Memphis, which just won the Tony Award for Best Musical, has a similar heft. Yes, DiPietro and composer David Bryan deliver a zippy show whose toe-tapping anthems tell the story of a black singer and a white DJ battling racism in the segregated South. But for all its hope and humor, the musical also depicts violence and bigotry. The ending is happy but not “happily ever after,” and many of the characters are left with emotional scars.
He’s tried to develop his serious side without alienating ticket buyers. “Theatre has to work for a living and first and foremost has to entertain,” he says. “Memphis could have told its story in a darker way. It wouldn’t be running, but it could have done that. And that’s just not my voice. I’m an eternal optimist, and I like to bring my optimism and my humor to more serious subjects. As I get older, I’ve tried to make the work deeper without making it less entertaining.”
DiPietro was bruised, but his frustration directly informed Memphis, which he and Bryan began writing in 2002.
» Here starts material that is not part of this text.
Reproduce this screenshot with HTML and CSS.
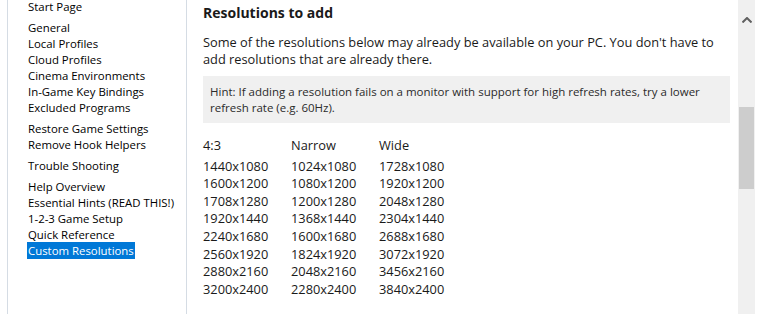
FILE: index.html
```html
<!DOCTYPE html>
<html>
<head lang="en">
    <meta charset="UTF-8">
    <title>Custom Resolutions</title>
    <link rel="stylesheet" href="styles.css">
</head>
<body>
    <div class="help-window">
        <div class="help-nav">
            <div class="nav-group">
                <div class="nav-item">Start Page</div>
            </div>
            <div class="nav-group">
                <div class="nav-item">General</div>
                <div class="nav-item">Local Profiles</div>
                <div class="nav-item">Cloud Profiles</div>
                <div class="nav-item">Cinema Environments</div>
                <div class="nav-item">In-Game Key Bindings</div>
                <div class="nav-item">Excluded Programs</div>
            </div>
            <div class="nav-group">
                <div class="nav-item">Restore Game Settings</div>
                <div class="nav-item">Remove Hook Helpers</div>
            </div>
            <div class="nav-group">
                <div class="nav-item">Trouble Shooting</div>
            </div>
            <div class="nav-group">
                <div class="nav-item">Help Overview</div>
                <div class="nav-item">Essential Hints (READ THIS!)</div>
                <div class="nav-item">1-2-3 Game Setup</div>
                <div class="nav-item">Quick Reference</div>
                <div class="nav-item"><span class="nav-selected">Custom Resolutions</span></div>
            </div>
        </div>

        <div class="help-content">
            <h2 class="help-title">Resolutions to add</h2>
            <p class="help-text">Some of the resolutions below may already be available on your PC. You don't have to add resolutions that are already there.</p>
            <div class="help-hint">Hint: If adding a resolution fails on a monitor with support for high refresh rates, try a lower refresh rate (e.g. 60Hz).</div>

            <div class="res-table">
                <div class="res-head">4:3</div>
                <div class="res-head">Narrow</div>
                <div class="res-head">Wide</div>

                <div>1440x1080</div><div>1024x1080</div><div>1728x1080</div>
                <div>1600x1200</div><div>1080x1200</div><div>1920x1200</div>
                <div>1708x1280</div><div>1200x1280</div><div>2048x1280</div>
                <div>1920x1440</div><div>1368x1440</div><div>2304x1440</div>
                <div>2240x1680</div><div>1600x1680</div><div>2688x1680</div>
                <div>2560x1920</div><div>1824x1920</div><div>3072x1920</div>
                <div>2880x2160</div><div>2048x2160</div><div>3456x2160</div>
                <div>3200x2400</div><div>2280x2400</div><div>3840x2400</div>
            </div>
        </div>

        <div class="scroll-bar">
            <div class="scroll-arrow">
                <svg width="10" height="6" viewBox="0 0 10 6">
                    <path d="M0.5 5.5 L5 1 L9.5 5.5" fill="none" stroke="#606060" stroke-width="2"/>
                </svg>
            </div>
            <div class="scroll-thumb"></div>
        </div>
    </div>
</body>
</html>
```

FILE: styles.css
```css
html,
body,
div,
p,
span,
h2 {
    padding: 0px;
    margin: 0px;
}

body {
    background: #ffffff;
    font-family: "Open Sans", "Noto Sans", sans-serif;
    color: #000000;
    overflow: hidden;
}

.help-window {
    display: flex;
    height: 314px;
    padding-left: 7px;
    padding-right: 7px;
}

/* 左侧目录 */
.help-nav {
    width: 180px;
    flex-shrink: 0;
    box-sizing: border-box;
    border-left: 1px solid #d5dce4;
    border-right: 1px solid #d5dce4;
    padding-left: 20px;
    margin-top: -1px;
    font-size: 11.4px;
    line-height: 16px;
}

.nav-group {
    margin-bottom: 5px;
}

.nav-item {
    height: 16px;
    white-space: nowrap;
}

.nav-selected {
    background: #0078d7;
    color: #ffffff;
    padding: 1px;
    margin-left: -1px;
}

/* 右侧内容 */
.help-content {
    flex: 1;
    padding: 3px 8px 0px 16px;
    color: #1a1a1a;
}

.help-title {
    font-size: 14px;
    font-weight: bold;
    line-height: 20px;
    margin-bottom: 11px;
}

.help-text {
    font-size: 12.8px;
    line-height: 17px;
    margin-bottom: 8px;
}

.help-hint {
    background: #f0f0f0;
    color: #2b2b2b;
    font-size: 11.5px;
    line-height: 16px;
    padding: 8px 8px 7px 7px;
    margin-bottom: 14px;
}

.res-table {
    display: grid;
    grid-template-columns: 88px 88px 88px;
    font-size: 12.8px;
    line-height: 17.6px;
}

.res-head {
    margin-bottom: 3px;
}

/* 滚动条 */
.scroll-bar {
    width: 17px;
    flex-shrink: 0;
    background: #f0f0f0;
    position: relative;
}

.scroll-arrow {
    height: 17px;
    display: flex;
    justify-content: center;
    align-items: center;
    margin-top: 11px;
}

.scroll-thumb {
    position: absolute;
    left: 1px;
    right: 1px;
    top: 107px;
    height: 82px;
    background: #cdcdcd;
}
```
“I know a lot of writers who have a big disappointment on a show they think is going to be ‘it’ for them,” he says. “When it doesn’t work out, they stop writing, and I thought, ‘I could easily just lick my wounds for two years and see where my life goes.’ But I decided to do the opposite. I decided to write twice as much and really spend time taking what I’ve learned and applying it to new work.”
With Falling For Eve running through August, Creating Claire only recently closed at New Jersey’s George Street Playhouse, and F***ing Men, an all-male adaptation of Schnitzler’s La Ronde, currently playing at the Bailiwick Theatre in Chicago, DiPietro’s new work is getting plenty of exposure. At this rate, his serious side may not be a secret much longer.